To search for Chandrayaan 1, JPL used a DSN antenna in California, along with radio telescopes in West Virginia and Puerto Rico. They pointed their super-sized radar ears at a region 100 miles above the Moon’s north pole, which the space probe had passed over every two hours and eight minutes during its mission.

Twice within a four-hour span, the researchers picked up “something that had a radar signature of a small spacecraft:” India’s long-lost lunar orbiter.

“It turns out that we needed to shift the location of Chandrayaan-1 by about 180 degrees, or half a cycle from the old orbital estimates from 2009," explained Ryan Park, the manager of JPL's Solar System Dynamics group. "But otherwise, Chandrayaan-1's orbit still had the shape and alignment that we expected.”
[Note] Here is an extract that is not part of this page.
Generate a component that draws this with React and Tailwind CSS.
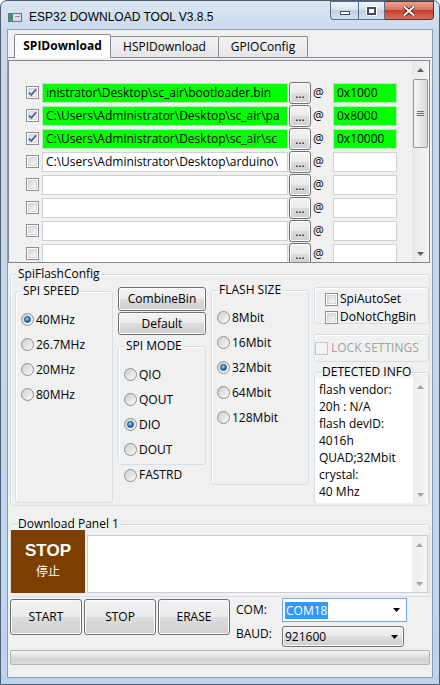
import React from 'react';

const btn =
  'border border-[#707070] rounded-[3px] bg-[linear-gradient(#f2f2f2_0%,#ebebeb_49%,#dddddd_50%,#cfcfcf_100%)] shadow-[inset_0_0_0_1px_#fbfbfb]';

const rows = [
  { on: true, green: true, path: 'inistrator\\Desktop\\sc_air\\bootloader.bin', addr: '0x1000' },
  { on: true, green: true, path: 'C:\\Users\\Administrator\\Desktop\\sc_air\\pa', addr: '0x8000' },
  { on: true, green: true, path: 'C:\\Users\\Administrator\\Desktop\\sc_air\\sc', addr: '0x10000' },
  { on: false, green: false, path: 'C:\\Users\\Administrator\\Desktop\\arduino\\', addr: '' },
  { on: false, green: false, path: '', addr: '' },
  { on: false, green: false, path: '', addr: '' },
  { on: false, green: false, path: '', addr: '' },
  { on: false, green: false, path: '', addr: '' },
];

function Tri({ up, color = '#5c5c5c' }) {
  return (
    <svg width="7" height="4" viewBox="0 0 7 4">
      <path d={up ? 'M0 4 L3.5 0 L7 4 Z' : 'M0 0 L7 0 L3.5 4 Z'} fill={color} />
    </svg>
  );
}

function Check({ checked, disabled }) {
  if (disabled) {
    return <span className="w-[13px] h-[13px] shrink-0 border border-[#c4c4c4] bg-[#f4f4f4]" />;
  }
  return (
    <span className="w-[13px] h-[13px] shrink-0 border border-[#8e8f8f] bg-white p-[1px] flex">
      <span className="flex-1 flex items-center justify-center border border-[#d3d6db] bg-[linear-gradient(135deg,#d4d8de,#f7f7f7)]">
        {checked && (
          <svg width="9" height="9" viewBox="0 0 9 9" className="-m-[1px]">
            <path d="M1 4.6 L3.4 7 L8 1.2" fill="none" stroke="#4b5f99" strokeWidth="1.8" />
          </svg>
        )}
      </span>
    </span>
  );
}

function Radio({ checked, label, className = 'h-[25px]' }) {
  return (
    <div className={`flex items-center ${className}`}>
      <span className="w-[13px] h-[13px] shrink-0 rounded-full border border-[#8e8f8f] bg-[linear-gradient(135deg,#cdcdcd,#fbfbfb)] flex items-center justify-center">
        {checked && (
          <span className="w-[7px] h-[7px] rounded-full border border-[#1d4f80] bg-[radial-gradient(circle_at_40%_35%,#a6e0ff_0%,#2b87d8_45%,#0b3f78_100%)]" />
        )}
      </span>
      <span className="ml-[2px]">{label}</span>
    </div>
  );
}

function Group({ label, className = '', children }) {
  return (
    <fieldset className={`border border-[#d5dfe5] rounded-[3px] shadow-[inset_1px_1px_0_#ffffff] ${className}`}>
      {label && <legend className="ml-[6px] px-[1px] leading-[16px]">{label}</legend>}
      {children}
    </fieldset>
  );
}

function Field({ green, text, className = '' }) {
  return (
    <div
      className={`h-[20px] border overflow-hidden whitespace-nowrap pl-[3px] leading-[18px] ${
        green ? 'bg-[#00ff00] border-[#b8e8b8]' : 'bg-white border-[#cdd1d8]'
      } ${className}`}
    >
      {text}
    </div>
  );
}

function SmallScroll() {
  return (
    <div className="w-[15px] shrink-0 flex flex-col bg-[linear-gradient(90deg,#ececec,#f6f6f6)]">
      <div className="h-[17px] flex items-center justify-center">
        <Tri up color="#a3a3a3" />
      </div>
      <div className="flex-1" />
      <div className="h-[17px] flex items-center justify-center">
        <Tri color="#a3a3a3" />
      </div>
    </div>
  );
}

function FileList() {
  return (
    <div className="mt-[2px] w-[422px] h-[203px] shrink-0 border border-[#828790] flex">
      <div className="flex-1 overflow-hidden pt-[20px]">
        {rows.map((r, i) => (
          <div key={i} className="h-[23px] flex items-center pl-[17px]">
            <Check checked={r.on} />
            <Field green={r.green} text={r.path} className="ml-[3px] w-[246px] shrink-0" />
            <div className={`ml-[1px] w-[22px] h-[22px] shrink-0 flex items-end justify-center leading-[12px] pb-[3px] ${btn}`}>
              ...
            </div>
            <span className="ml-[2px] w-[20px] shrink-0">@</span>
            <Field green={r.green} text={r.addr} className="w-[64px] shrink-0" />
          </div>
        ))}
      </div>
      <div className="w-[17px] shrink-0 flex flex-col bg-[linear-gradient(90deg,#e7e7e7,#f5f5f5)]">
        <div className="h-[17px] flex items-center justify-center">
          <Tri up />
        </div>
        <div className="mt-[1px] mx-[1px] h-[69px] rounded-[2px] border border-[#979797] bg-[linear-gradient(90deg,#f6f6f6,#e8e8e8_50%,#d5d5d5)] flex flex-col items-center justify-center gap-[1px]">
          <span className="w-[7px] h-[1px] bg-[#6f6f6f]" />
          <span className="w-[7px] h-[1px] bg-[#6f6f6f]" />
          <span className="w-[7px] h-[1px] bg-[#6f6f6f]" />
        </div>
        <div className="flex-1" />
        <div className="h-[17px] flex items-center justify-center">
          <Tri />
        </div>
      </div>
    </div>
  );
}

function FlashConfig() {
  return (
    <Group label="SpiFlashConfig" className="ml-[2px] mt-[3px] w-[420px] h-[240px] shrink-0">
      <div className="flex items-start">
        <Group label="SPI SPEED" className="ml-[4px] mt-[1px] w-[98px] h-[220px] shrink-0">
          <div className="pt-[8px] pl-[5px]">
            <Radio checked label="40MHz" />
            <Radio label="26.7MHz" />
            <Radio label="20MHz" />
            <Radio label="80MHz" />
          </div>
        </Group>

        <div className="ml-[5px] w-[88px] shrink-0 flex flex-col">
          <div className={`mt-[5px] h-[24px] flex items-center justify-center ${btn}`}>CombineBin</div>
          <div className={`mt-[1px] h-[23px] flex items-center justify-center ${btn}`}>Default</div>
          <Group label="SPI MODE" className="mt-[3px] h-[127px]">
            <div className="pt-[8px] pl-[5px]">
              <Radio label="QIO" />
              <Radio label="QOUT" />
              <Radio checked label="DIO" />
              <Radio label="DOUT" />
            </div>
          </Group>
          <Radio label="FASTRD" className="mt-[3px] h-[14px] pl-[6px]" />
        </div>

        <Group label="FLASH SIZE" className="ml-[5px] w-[98px] h-[203px] shrink-0">
          <div className="pt-[7px] pl-[5px]">
            <Radio label="8Mbit" />
            <Radio label="16Mbit" />
            <Radio checked label="32Mbit" />
            <Radio label="64Mbit" />
            <Radio label="128Mbit" />
          </div>
        </Group>

        <div className="ml-[5px] w-[115px] shrink-0 flex flex-col">
          <div className="mt-[5px] h-[37px] border border-[#d5dfe5] rounded-[3px] shadow-[inset_1px_1px_0_#ffffff] pl-[10px] pt-[2px]">
            <div className="h-[18px] flex items-center">
              <Check />
              <span className="ml-[2px]">SpiAutoSet</span>
            </div>
            <div className="h-[18px] flex items-center">
              <Check />
              <span className="ml-[2px]">DoNotChgBin</span>
            </div>
          </div>
          <div className="mt-[10px] h-[28px] border border-[#d5dfe5] rounded-[3px] shadow-[inset_1px_1px_0_#ffffff] flex items-center">
            <Check disabled />
            <span className="ml-[3px] text-[#a0a0a0]">LOCK SETTINGS</span>
          </div>
          <Group label="DETECTED INFO" className="mt-[2px] h-[139px]">
            <div className="-mt-[2px] ml-[1px] w-[112px] h-[125px] bg-white flex">
              <div className="flex-1 pl-[3px] pt-[3px] leading-[17px] whitespace-nowrap overflow-hidden">
                <div>flash vendor:</div>
                <div>20h : N/A</div>
                <div>flash devID:</div>
                <div>4016h</div>
                <div>QUAD;32Mbit</div>
                <div>crystal:</div>
                <div>40 Mhz</div>
              </div>
              <SmallScroll />
            </div>
          </Group>
        </div>
      </div>
    </Group>
  );
}

function DownloadPanel() {
  return (
    <Group label="Download Panel 1" className="ml-[2px] mt-[10px] w-[420px] h-[81px] shrink-0">
      <div className="flex items-start">
        <div className="-mt-[2px] w-[74px] h-[63px] shrink-0 bg-[#7d3f00] flex flex-col items-center text-white">
          <span className="mt-[11px] text-[17px] leading-[20px] font-bold font-['Liberation_Sans',Arial,sans-serif]">STOP</span>
          <span className="mt-[3px] text-[12px] leading-[14px] font-['Noto_Sans_CJK_SC',sans-serif]">停止</span>
        </div>
        <div className="ml-[2px] mt-[3px] w-[341px] h-[58px] bg-white border border-[#c9cdd4] flex justify-end">
          <SmallScroll />
        </div>
      </div>
    </Group>
  );
}

function BottomBar() {
  return (
    <>
      <div className="mt-[2px] ml-[2px] flex items-start shrink-0">
        <div className="flex gap-[2px]">
          <div className={`w-[72px] h-[36px] flex items-center justify-center ${btn}`}>START</div>
          <div className={`w-[72px] h-[36px] flex items-center justify-center ${btn}`}>STOP</div>
          <div className={`w-[72px] h-[36px] flex items-center justify-center ${btn}`}>ERASE</div>
        </div>
        <div className="ml-[6px] -mt-[1px] flex flex-col">
          <div className="h-[24px] flex items-center">
            <span className="w-[46px]">COM:</span>
            <div className="w-[125px] h-[24px] bg-white border border-[#6fa8e0] flex items-center pl-[2px] pr-[6px]">
              <span className="bg-[#3399ff] text-white px-[1px] leading-[17px]">COM18</span>
              <span className="ml-auto">
                <Tri color="#000000" />
              </span>
            </div>
          </div>
          <div className="mt-[4px] h-[21px] flex items-start">
            <span className="w-[46px]">BAUD:</span>
            <div className={`w-[122px] h-[21px] flex items-center pl-[2px] pr-[5px] ${btn}`}>
              <span>921600</span>
              <span className="ml-auto">
                <Tri color="#000000" />
              </span>
            </div>
          </div>
        </div>
      </div>
      <div className="mt-[3px] ml-[2px] w-[420px] h-[15px] shrink-0 rounded-[2px] border border-[#b2b2b2] bg-[linear-gradient(#f4f4f4,#e6e6e6_35%,#d2d2d2_65%,#dcdcdc)]" />
    </>
  );
}

function AppIcon() {
  return (
    <svg width="14" height="9" viewBox="0 0 14 9">
      <rect x="0.5" y="0.5" width="13" height="8" fill="#d9dde2" stroke="#6b7380" />
      <rect x="1" y="1" width="4" height="7" fill="#3e8f7a" />
      <rect x="7" y="3" width="5" height="1" fill="#8b929c" />
    </svg>
  );
}

function WindowButtons() {
  return (
    <div className="ml-auto mr-[5px] flex h-[19px]">
      <div className="w-[28px] border border-[#5b6c83] border-r-0 rounded-bl-[4px] bg-[linear-gradient(#eef3f9,#d9e3ef_45%,#c2d0e2_50%,#d3e0ef)] flex items-center justify-center">
        <span className="mt-[4px] w-[10px] h-[4px] bg-white border border-[#3f4b5c]" />
      </div>
      <div className="w-[27px] border border-[#5b6c83] bg-[linear-gradient(#eef3f9,#d9e3ef_45%,#c2d0e2_50%,#d3e0ef)] flex items-center justify-center">
        <span className="w-[9px] h-[8px] border-2 border-[#3f4b5c] bg-white shadow-[0_0_0_1px_#ffffff]" />
      </div>
      <div className="w-[49px] border border-[#6a2a24] border-l-0 rounded-br-[4px] bg-[linear-gradient(#e8a593,#d7725f_45%,#c4402f_50%,#d5705a)] flex items-center justify-center">
        <svg width="12" height="10" viewBox="0 0 12 10">
          <path d="M1.5 1 L10.5 9 M10.5 1 L1.5 9" stroke="#4a1a14" strokeWidth="3.6" strokeLinecap="square" />
          <path d="M1.5 1 L10.5 9 M10.5 1 L1.5 9" stroke="#ffffff" strokeWidth="2" strokeLinecap="square" />
        </svg>
      </div>
    </div>
  );
}

export default function App() {
  return (
    <div className="w-[440px] h-[685px] flex flex-col border border-[#4f5d70] rounded-t-[7px] overflow-hidden bg-[linear-gradient(#dbe6f2,#c9d9ec_30px,#bdd3ee)] text-[12px] leading-[16px] text-black font-['Open_Sans','Liberation_Sans',sans-serif]">
      <div className="h-[29px] shrink-0 flex items-start">
        <div className="pl-[7px] pt-[9px] flex items-center">
          <AppIcon />
          <span className="ml-[7px] leading-[14px] font-['Liberation_Sans',Arial,sans-serif]">ESP32 DOWNLOAD TOOL V3.8.5</span>
        </div>
        <WindowButtons />
      </div>

      <div className="mx-[7px] h-[647px] shrink-0 bg-[#f0f0f0] flex flex-col overflow-hidden shadow-[0_0_0_1px_#8d9bb0]">
        <div className="h-[27px] shrink-0 flex items-end pl-[6px]">
          <div className="relative z-10 -mb-[1px] w-[97px] h-[24px] bg-white border border-b-0 border-[#898c95] rounded-t-[2px] font-bold text-center pt-[3px]">
            SPIDownload
          </div>
          <div className="w-[108px] h-[21px] border-t border-r border-[#898c95] rounded-tr-[2px] bg-[linear-gradient(#f3f3f3,#e5e5e5)] text-center pt-[2px]">
            HSPIDownload
          </div>
          <div className="w-[89px] h-[21px] border-t border-r border-[#898c95] rounded-t-[2px] bg-[linear-gradient(#f3f3f3,#e5e5e5)] text-center pt-[2px]">
            GPIOConfig
          </div>
        </div>

        <div className="flex-1 border-t border-[#898c95] flex flex-col">
          <FileList />
          <FlashConfig />
          <DownloadPanel />
          <BottomBar />
        </div>
      </div>
    </div>
  );
}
Expect to see more ventures like these in coming decades, as deep space gets more crowded and more cosmopolitan. According to the Planetary Society, there are currently four active spacecraft – two American and two Chinese – in orbit around the moon. Both countries aim to send humans there in coming decades, and India, Russia, and China are all planning to launch more unmanned missions in coming years.

Protecting these spacecraft from each other and their predecessors will require a high-powered tracking system, and NASA says that its “interplanetary radar” is up to the task. “Ground-based radars could possibly play a part in future robotic and human missions to the moon, both for a collisional hazard assessment tool and as a safety mechanism for spacecraft that encounter navigation or communication issues,” JPL predicts.

And while finding Chandrayaan-1 isn't the same as reviving it, NASA's earned the respect and gratitude of India's space scientists.

“To be declared lost and then found after eight years is a great accomplishment," Dr. Kasturirangan said.